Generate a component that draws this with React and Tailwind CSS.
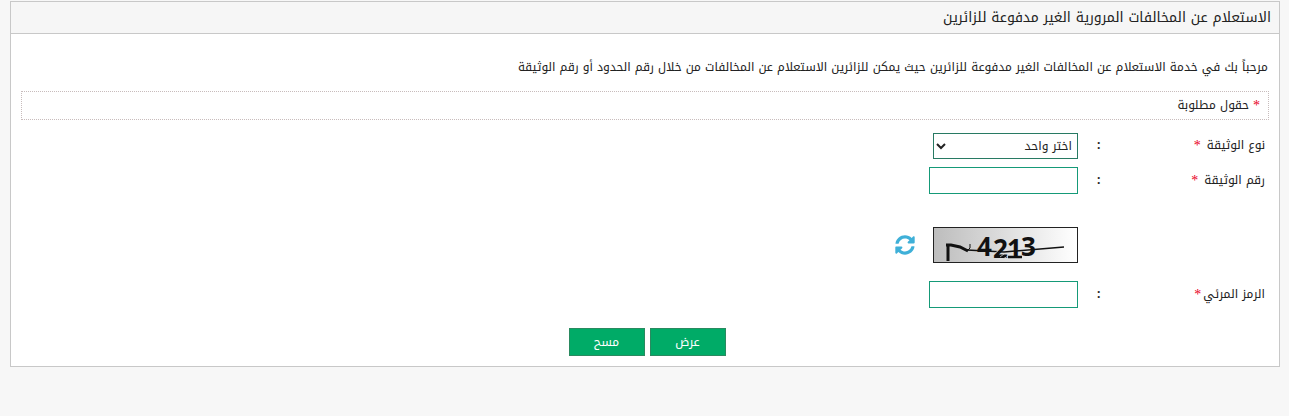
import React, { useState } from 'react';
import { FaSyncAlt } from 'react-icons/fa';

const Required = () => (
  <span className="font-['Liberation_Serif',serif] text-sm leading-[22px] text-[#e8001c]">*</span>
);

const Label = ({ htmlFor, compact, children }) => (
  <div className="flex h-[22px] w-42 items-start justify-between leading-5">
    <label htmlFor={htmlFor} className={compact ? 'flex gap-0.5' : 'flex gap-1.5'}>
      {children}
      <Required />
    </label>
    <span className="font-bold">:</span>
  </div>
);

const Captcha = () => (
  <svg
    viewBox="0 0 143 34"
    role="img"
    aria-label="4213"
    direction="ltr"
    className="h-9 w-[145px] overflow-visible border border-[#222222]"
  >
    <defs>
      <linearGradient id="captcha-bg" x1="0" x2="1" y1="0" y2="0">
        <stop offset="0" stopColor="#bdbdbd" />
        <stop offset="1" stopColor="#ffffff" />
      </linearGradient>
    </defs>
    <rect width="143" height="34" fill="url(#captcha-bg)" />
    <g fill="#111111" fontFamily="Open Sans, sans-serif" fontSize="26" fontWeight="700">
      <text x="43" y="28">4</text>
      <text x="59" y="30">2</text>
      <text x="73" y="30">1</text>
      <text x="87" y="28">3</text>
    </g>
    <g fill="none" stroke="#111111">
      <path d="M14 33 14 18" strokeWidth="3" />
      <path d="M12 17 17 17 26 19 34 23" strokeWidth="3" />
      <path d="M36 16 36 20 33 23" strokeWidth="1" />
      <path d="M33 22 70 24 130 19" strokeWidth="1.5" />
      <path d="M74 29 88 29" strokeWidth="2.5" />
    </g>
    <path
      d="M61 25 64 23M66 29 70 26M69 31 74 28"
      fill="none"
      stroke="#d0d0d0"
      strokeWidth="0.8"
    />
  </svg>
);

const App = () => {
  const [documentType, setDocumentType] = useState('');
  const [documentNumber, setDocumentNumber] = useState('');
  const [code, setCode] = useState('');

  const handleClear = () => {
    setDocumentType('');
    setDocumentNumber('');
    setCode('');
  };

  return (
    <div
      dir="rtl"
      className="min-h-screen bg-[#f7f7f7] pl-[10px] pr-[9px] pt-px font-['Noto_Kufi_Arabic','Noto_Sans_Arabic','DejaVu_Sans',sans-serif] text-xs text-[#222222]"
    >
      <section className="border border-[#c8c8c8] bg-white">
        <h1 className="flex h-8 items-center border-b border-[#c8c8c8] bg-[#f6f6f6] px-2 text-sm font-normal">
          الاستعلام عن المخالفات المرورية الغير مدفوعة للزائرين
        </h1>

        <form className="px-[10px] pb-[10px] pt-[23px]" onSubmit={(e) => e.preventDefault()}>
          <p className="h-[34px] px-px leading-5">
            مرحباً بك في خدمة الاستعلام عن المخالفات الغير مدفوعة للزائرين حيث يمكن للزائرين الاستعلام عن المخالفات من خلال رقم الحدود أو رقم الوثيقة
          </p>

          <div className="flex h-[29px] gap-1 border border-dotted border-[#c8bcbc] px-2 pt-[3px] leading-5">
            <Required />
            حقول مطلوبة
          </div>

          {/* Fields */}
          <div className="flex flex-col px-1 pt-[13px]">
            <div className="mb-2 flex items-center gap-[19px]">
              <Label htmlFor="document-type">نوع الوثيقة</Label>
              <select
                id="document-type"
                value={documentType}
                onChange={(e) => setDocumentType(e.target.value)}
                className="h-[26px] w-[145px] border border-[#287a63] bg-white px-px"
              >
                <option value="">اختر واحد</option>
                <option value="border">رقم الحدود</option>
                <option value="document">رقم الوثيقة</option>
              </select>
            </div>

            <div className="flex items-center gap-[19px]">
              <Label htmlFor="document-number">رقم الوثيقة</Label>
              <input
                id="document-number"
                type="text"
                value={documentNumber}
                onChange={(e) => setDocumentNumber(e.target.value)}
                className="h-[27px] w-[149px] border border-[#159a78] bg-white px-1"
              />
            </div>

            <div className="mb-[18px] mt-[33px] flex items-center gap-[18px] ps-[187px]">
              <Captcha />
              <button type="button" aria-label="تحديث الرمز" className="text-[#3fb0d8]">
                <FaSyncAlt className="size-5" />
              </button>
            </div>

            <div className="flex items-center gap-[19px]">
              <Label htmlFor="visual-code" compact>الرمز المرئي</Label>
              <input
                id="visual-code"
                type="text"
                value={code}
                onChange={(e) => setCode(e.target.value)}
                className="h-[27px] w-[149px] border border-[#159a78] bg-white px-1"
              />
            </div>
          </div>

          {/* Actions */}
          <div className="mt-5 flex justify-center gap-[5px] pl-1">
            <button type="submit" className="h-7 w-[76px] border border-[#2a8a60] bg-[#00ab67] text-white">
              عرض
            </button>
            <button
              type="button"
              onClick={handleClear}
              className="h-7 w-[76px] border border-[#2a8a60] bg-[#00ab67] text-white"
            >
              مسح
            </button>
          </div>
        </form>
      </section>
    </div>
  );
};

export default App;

+---+

- WHAT YOU SHOULD DO: Set every line down exactly as written, leaving each picture out.

- EXERCISE SOLUTION:
Generate a component that draws this with React and Tailwind CSS.
import React, { useState } from 'react';
import { FaSyncAlt } from 'react-icons/fa';

const Required = () => (
  <span className="font-['Liberation_Serif',serif] text-sm leading-[22px] text-[#e8001c]">*</span>
);

const Label = ({ htmlFor, compact, children }) => (
  <div className="flex h-[22px] w-42 items-start justify-between leading-5">
    <label htmlFor={htmlFor} className={compact ? 'flex gap-0.5' : 'flex gap-1.5'}>
      {children}
      <Required />
    </label>
    <span className="font-bold">:</span>
  </div>
);

const Captcha = () => (
  <svg
    viewBox="0 0 143 34"
    role="img"
    aria-label="4213"
    direction="ltr"
    className="h-9 w-[145px] overflow-visible border border-[#222222]"
  >
    <defs>
      <linearGradient id="captcha-bg" x1="0" x2="1" y1="0" y2="0">
        <stop offset="0" stopColor="#bdbdbd" />
        <stop offset="1" stopColor="#ffffff" />
      </linearGradient>
    </defs>
    <rect width="143" height="34" fill="url(#captcha-bg)" />
    <g fill="#111111" fontFamily="Open Sans, sans-serif" fontSize="26" fontWeight="700">
      <text x="43" y="28">4</text>
      <text x="59" y="30">2</text>
      <text x="73" y="30">1</text>
      <text x="87" y="28">3</text>
    </g>
    <g fill="none" stroke="#111111">
      <path d="M14 33 14 18" strokeWidth="3" />
      <path d="M12 17 17 17 26 19 34 23" strokeWidth="3" />
      <path d="M36 16 36 20 33 23" strokeWidth="1" />
      <path d="M33 22 70 24 130 19" strokeWidth="1.5" />
      <path d="M74 29 88 29" strokeWidth="2.5" />
    </g>
    <path
      d="M61 25 64 23M66 29 70 26M69 31 74 28"
      fill="none"
      stroke="#d0d0d0"
      strokeWidth="0.8"
    />
  </svg>
);

const App = () => {
  const [documentType, setDocumentType] = useState('');
  const [documentNumber, setDocumentNumber] = useState('');
  const [code, setCode] = useState('');

  const handleClear = () => {
    setDocumentType('');
    setDocumentNumber('');
    setCode('');
  };

  return (
    <div
      dir="rtl"
      className="min-h-screen bg-[#f7f7f7] pl-[10px] pr-[9px] pt-px font-['Noto_Kufi_Arabic','Noto_Sans_Arabic','DejaVu_Sans',sans-serif] text-xs text-[#222222]"
    >
      <section className="border border-[#c8c8c8] bg-white">
        <h1 className="flex h-8 items-center border-b border-[#c8c8c8] bg-[#f6f6f6] px-2 text-sm font-normal">
          الاستعلام عن المخالفات المرورية الغير مدفوعة للزائرين
        </h1>

        <form className="px-[10px] pb-[10px] pt-[23px]" onSubmit={(e) => e.preventDefault()}>
          <p className="h-[34px] px-px leading-5">
            مرحباً بك في خدمة الاستعلام عن المخالفات الغير مدفوعة للزائرين حيث يمكن للزائرين الاستعلام عن المخالفات من خلال رقم الحدود أو رقم الوثيقة
          </p>

          <div className="flex h-[29px] gap-1 border border-dotted border-[#c8bcbc] px-2 pt-[3px] leading-5">
            <Required />
            حقول مطلوبة
          </div>

          {/* Fields */}
          <div className="flex flex-col px-1 pt-[13px]">
            <div className="mb-2 flex items-center gap-[19px]">
              <Label htmlFor="document-type">نوع الوثيقة</Label>
              <select
                id="document-type"
                value={documentType}
                onChange={(e) => setDocumentType(e.target.value)}
                className="h-[26px] w-[145px] border border-[#287a63] bg-white px-px"
              >
                <option value="">اختر واحد</option>
                <option value="border">رقم الحدود</option>
                <option value="document">رقم الوثيقة</option>
              </select>
            </div>

            <div className="flex items-center gap-[19px]">
              <Label htmlFor="document-number">رقم الوثيقة</Label>
              <input
                id="document-number"
                type="text"
                value={documentNumber}
                onChange={(e) => setDocumentNumber(e.target.value)}
                className="h-[27px] w-[149px] border border-[#159a78] bg-white px-1"
              />
            </div>

            <div className="mb-[18px] mt-[33px] flex items-center gap-[18px] ps-[187px]">
              <Captcha />
              <button type="button" aria-label="تحديث الرمز" className="text-[#3fb0d8]">
                <FaSyncAlt className="size-5" />
              </button>
            </div>

            <div className="flex items-center gap-[19px]">
              <Label htmlFor="visual-code" compact>الرمز المرئي</Label>
              <input
                id="visual-code"
                type="text"
                value={code}
                onChange={(e) => setCode(e.target.value)}
                className="h-[27px] w-[149px] border border-[#159a78] bg-white px-1"
              />
            </div>
          </div>

          {/* Actions */}
          <div className="mt-5 flex justify-center gap-[5px] pl-1">
            <button type="submit" className="h-7 w-[76px] border border-[#2a8a60] bg-[#00ab67] text-white">
              عرض
            </button>
            <button
              type="button"
              onClick={handleClear}
              className="h-7 w-[76px] border border-[#2a8a60] bg-[#00ab67] text-white"
            >
              مسح
            </button>
          </div>
        </form>
      </section>
    </div>
  );
};

export default App;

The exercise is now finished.